#### What the task requires:
Collect from the data below each line with "styles".

#### Data extract:
——————

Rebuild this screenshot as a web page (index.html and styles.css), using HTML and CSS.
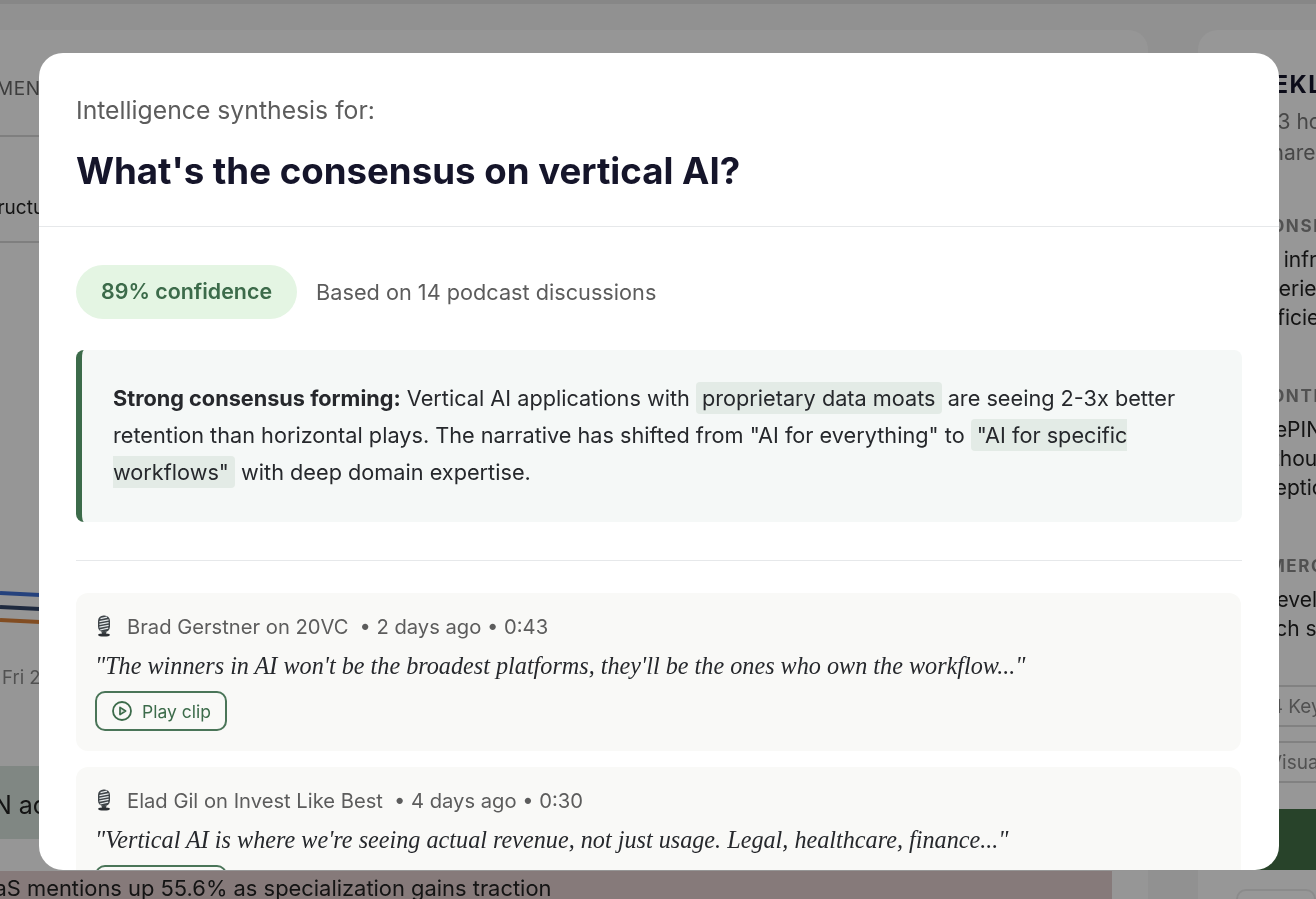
FILE: index.html
```html
<!doctype html>
<html lang="en-US">
  <head>
    <meta charset="utf-8" />
    <title>Podcast Intelligence</title>
    <link rel="stylesheet" href="styles.css">
  </head>
  <body>
    <div class="page">
      <main class="main-panel">
        <div class="tab-row"><span>MENTIONS</span></div>
        <div class="topic-row"><span>Infrastructure</span></div>
        <div class="chart">
          <svg class="chart-lines" width="60" height="70" viewBox="0 0 60 70">
            <path d="M0 30 L60 33" stroke="#3f6fd0" />
            <path d="M0 44 L60 47" stroke="#33466a" />
            <path d="M0 57 L60 60" stroke="#d9803a" />
          </svg>
          <div class="chart-axis">Fri 23</div>
        </div>
        <div class="insight-green"><span>RAG IN action</span></div>
        <div class="insight-red"><span>Horizontal SaaS mentions up 55.6% as specialization gains traction</span></div>
      </main>
      <aside class="side-panel">
        <h2>WEEKLY BRIEF</h2>
        <p class="side-sub">Last 3 hours</p>
        <p class="side-sub">To share</p>
        <section class="side-section first">
          <h3>CONSENSUS</h3>
          <p>Core infrastructure</p>
          <p>Big series</p>
          <p>Coefficients</p>
        </section>
        <section class="side-section">
          <h3>CONTRARIAN</h3>
          <p>AcmePIN wins</p>
          <p>and though</p>
          <p>perception</p>
        </section>
        <section class="side-section">
          <h3>EMERGING</h3>
          <p>for developers</p>
          <p>Search stack</p>
        </section>
        <div class="side-links">
          <div class="side-link">14 Key takeaways</div>
          <div class="side-link">2 Visual maps</div>
        </div>
        <div class="side-cta"></div>
        <div class="side-outline"></div>
      </aside>
    </div>

    <div class="overlay">
      <div class="modal">
        <header class="modal-head">
          <p class="modal-eyebrow">Intelligence synthesis for:</p>
          <h1>What's the consensus on vertical AI?</h1>
        </header>
        <div class="modal-body">
          <div class="confidence-row">
            <span class="confidence-pill">89% confidence</span>
            <span class="confidence-note">Based on 14 podcast discussions</span>
          </div>
          <div class="callout">
            <strong>Strong consensus forming:</strong> Vertical AI applications with <mark>proprietary data moats</mark> are seeing 2-3x better retention than horizontal plays. The narrative has shifted from "AI for everything" to <mark>"AI for specific workflows"</mark> with deep domain expertise.
          </div>
          <hr class="divider">
          <article class="clip">
            <div class="clip-meta">
              <svg class="mic" width="18" height="22" viewBox="0 0 18 22"><use href="#mic-icon" /></svg>
              <span class="clip-source">Brad Gerstner on 20VC</span>
              <span>• 2 days ago • 0:43</span>
            </div>
            <p class="clip-quote">"The winners in AI won't be the broadest platforms, they'll be the ones who own the workflow..."</p>
            <button class="play-btn">
              <svg width="22" height="22" viewBox="0 0 22 22"><use href="#play-icon" /></svg>
              Play clip
            </button>
          </article>
          <article class="clip">
            <div class="clip-meta">
              <svg class="mic" width="18" height="22" viewBox="0 0 18 22"><use href="#mic-icon" /></svg>
              <span class="clip-source">Elad Gil on Invest Like Best</span>
              <span>• 4 days ago • 0:30</span>
            </div>
            <p class="clip-quote">"Vertical AI is where we're seeing actual revenue, not just usage. Legal, healthcare, finance..."</p>
            <button class="play-btn">
              <svg width="22" height="22" viewBox="0 0 22 22"><use href="#play-icon" /></svg>
              Play clip
            </button>
          </article>
        </div>
      </div>
    </div>

    <svg class="icon-defs" width="0" height="0">
      <symbol id="mic-icon" viewBox="0 0 18 22">
        <rect x="3" y="0.5" width="12" height="16.5" rx="5.5" fill="#3f4549" />
        <path d="M5.5 3.6 L12 2.2 M4.4 6.6 L13.6 4.8 M4.4 9.4 L13.6 7.6 M4.4 12.2 L13.6 10.4 M5 15 L13.2 13.2" stroke="#e6eaec" stroke-width="1.2" />
        <path d="M6.5 17 H11.5 L11 19 H7 Z" fill="#3f4549" />
        <ellipse cx="9" cy="20" rx="6" ry="1.6" fill="#2c3034" />
      </symbol>
      <symbol id="play-icon" viewBox="0 0 22 22">
        <circle cx="11" cy="11" r="9" fill="none" stroke="#3c6b4a" stroke-width="1.8" />
        <path d="M9 7.4 L14.6 11 L9 14.6 Z" fill="#3c6b4a" fill-opacity="0.15" stroke="#3c6b4a" stroke-width="1.7" stroke-linejoin="round" />
      </symbol>
    </svg>
  </body>
</html>
```

FILE: styles.css
```css
* {
	box-sizing: border-box;
}

html, body {
	margin: 0;
	height: 100%;
	overflow: hidden;
}

body {
	font-family: Inter, "Liberation Sans", sans-serif;
	background: #f2f2f2;
	color: #1a1a2e;
}

p, h1, h2, h3 {
	margin: 0;
}

/* page behind the modal */
.page {
	display: flex;
	gap: 50px;
	height: 899px;
	padding-top: 26px;
	border-top: 4px solid #e2e2e2;
	filter: blur(0.6px);
}

.main-panel {
	width: 1148px;
	flex: none;
	background: #fbfbfb;
	border-top-right-radius: 20px;
	overflow: hidden;
}

.tab-row {
	height: 107px;
	padding-top: 47px;
	border-bottom: 2px solid #d4d4d4;
	font-size: 19px;
	letter-spacing: 0.6px;
	color: #666;
	text-indent: -4px;
}

.topic-row {
	height: 106px;
	padding-top: 59px;
	border-bottom: 2px solid #d4d4d4;
	font-size: 19px;
	color: #222;
	text-indent: -60px;
}

.chart {
	height: 523px;
	padding-top: 320px;
}

.chart-lines {
	display: block;
	fill: none;
	stroke-width: 4;
}

.chart-axis {
	margin-top: 33px;
	font-size: 18.5px;
	color: #888;
	text-indent: 2px;
}

.insight-green {
	height: 73px;
	padding-top: 24px;
	background: #d5e2da;
	font-size: 25px;
	color: #222;
	text-indent: -72px;
}

.insight-red {
	margin: 32px 36px 0 0;
	padding-top: 4px;
	height: 60px;
	background: #e0cccc;
	font-size: 21.9px;
	color: #222;
	text-indent: -144px;
	white-space: nowrap;
}

.side-panel {
	flex: 1;
	padding: 40px 0 0 32px;
	background: #fcfcfc;
	border-top-left-radius: 20px;
	white-space: nowrap;
	overflow: hidden;
}

.side-panel h2 {
	margin-left: 1px;
	margin-bottom: 10px;
	font-size: 24px;
	letter-spacing: 1.5px;
	color: #15152a;
}

.side-sub {
	margin-top: 6px;
	font-size: 21px;
	color: #777;
}

.side-section {
	margin-top: 44px;
	padding-top: 10px;
}

.side-section.first {
	margin-top: 41px;
}

.side-section h3 {
	margin-left: 27px;
	margin-bottom: 9px;
	font-size: 17px;
	letter-spacing: 1.6px;
	color: #888;
}

.side-section p {
	font-size: 21px;
	line-height: 29px;
	color: #222;
}

.side-links {
	margin-top: 42px;
}

.side-link {
	margin-bottom: 14px;
	height: 42px;
	padding-left: 33px;
	line-height: 40px;
	border-top: 2px solid #d8d8d8;
	border-bottom: 2px solid #d8d8d8;
	font-size: 19px;
	color: #888;
}

.side-link:last-child {
	padding-left: 22px;
}

.side-cta {
	height: 61px;
	margin: 26px 0 0 -32px;
	background: #437046;
}

.side-outline {
	height: 40px;
	margin: 19px 0 0 6px;
	border: 2px solid #e8e8e8;
	border-radius: 10px;
}

/* modal */
.overlay {
	position: fixed;
	inset: 0;
	display: flex;
	padding: 53px 37px 29px 39px;
	background: rgba(0, 0, 0, 0.4);
}

.modal {
	flex: 1;
	background: #fff;
	border-radius: 24px;
	overflow: hidden;
}

.modal-head {
	height: 174px;
	padding: 42px 37px 0;
	border-bottom: 1px solid #e6e8ea;
}

.modal-eyebrow {
	font-size: 24.75px;
	line-height: 30px;
	color: #5c5c5c;
}

.modal-head h1 {
	margin-top: 24px;
	font-size: 36.65px;
	line-height: 44px;
	font-weight: 700;
	color: #15152a;
}

.modal-body {
	padding: 38px 37px 0;
}

.confidence-row {
	display: flex;
	align-items: center;
	gap: 19px;
}

.confidence-pill {
	height: 54px;
	padding: 0 25px;
	border-radius: 27px;
	background: #e4f5e3;
	font-size: 21.4px;
	font-weight: 600;
	line-height: 52px;
	color: #3c6b4a;
}

.confidence-note {
	font-size: 21.7px;
	color: #5c5c5c;
}

.callout {
	margin-top: 31px;
	height: 172px;
	padding: 30px 37px 0 31px;
	border-left: 6px solid #3c6b4a;
	border-radius: 8px;
	background: #f5f8f7;
	font-size: 21.7px;
	line-height: 37px;
	color: #26282c;
}

.callout strong {
	font-weight: 700;
}

.callout mark {
	padding: 3px 6px;
	border-radius: 4px;
	background: #e3ebe6;
	color: inherit;
}

.divider {
	margin: 38px 0 32px;
	border: 0;
	border-top: 1px solid #e6e8ea;
}

.clip {
	height: 158px;
	margin-bottom: 16px;
	margin-right: 1px;
	padding: 19px 19px 0;
	border-radius: 12px;
	background: #f9f9f7;
}

.clip-meta {
	display: flex;
	align-items: center;
	height: 28px;
	font-size: 20.2px;
	color: #5c5c5c;
}

.mic {
	margin-right: 14px;
}

.clip-source {
	margin-right: 11px;
}

.clip-quote {
	margin-top: 11px;
	font-family: "Liberation Serif", serif;
	font-style: italic;
	font-size: 24.2px;
	line-height: 30px;
	color: #26282c;
}

.play-btn {
	display: flex;
	align-items: center;
	gap: 9px;
	height: 40px;
	margin-top: 10px;
	padding: 0 14px;
	border: 2px solid #4a7558;
	border-radius: 10px;
	background: transparent;
	font-family: inherit;
	font-size: 17.5px;
	color: #3c6b4a;
}

.icon-defs {
	position: absolute;
}
```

——————

#### Answer to this task:
Rebuild this screenshot as a web page (index.html and styles.css), using HTML and CSS.
    <link rel="stylesheet" href="styles.css">
FILE: styles.css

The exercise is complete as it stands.